Deutsche Gesellschaft
für Technische Zusammenarbeit
Abt. 45 / Div. 45

 

Achim Blume (1996): Land Tenure in Rural Zimbabwe

2.3 Experience with the Resettlement Program and the Government’s Response

2.3.1 Scale of Implementation

By October 1991 about 53,000 families had been resettled on about 3m ha. in 213 Resettlement Areas (RAs). This meant that barely a third of the programme’s resettlement target of 162,000 families on 10m ha. of land had been achieved. As already mentioned, the preferred form of resettlement among the settlers was clearly model A. Model B, favoured by the government, really only played a subsidiary role. This phenomenon can at least partly be attributed to the tradition among African farmers of working with a scattered settlement pattern where farming is carried out on an individual basis.

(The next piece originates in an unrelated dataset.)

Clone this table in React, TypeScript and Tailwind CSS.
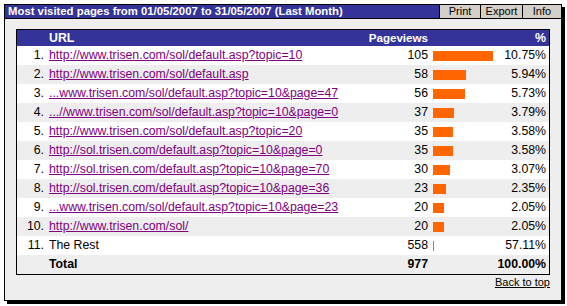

The distribution of the resettling families and their farms among the various regions is as follows. Whereas about 75% of the area resettled lies in the less favoured agro-ecological regions III, IV and V, only 60% of the settler families have been relocated to these regions. This differential in the distribution of settlers and land is principally attributable to the fact that the availability of pasture and the relative emphasis on livestock farming in the Resettlement Areas increase in line with the number of the region (i.e. they are at their greatest in region V). The type of farming practised naturally varies from region to region. Within regions I and II the majority of farming income is derived from arable farming. In regions III and IV arable and livestock farming are roughly equal in importance, while income in region V is derived predominantly from livestock farming.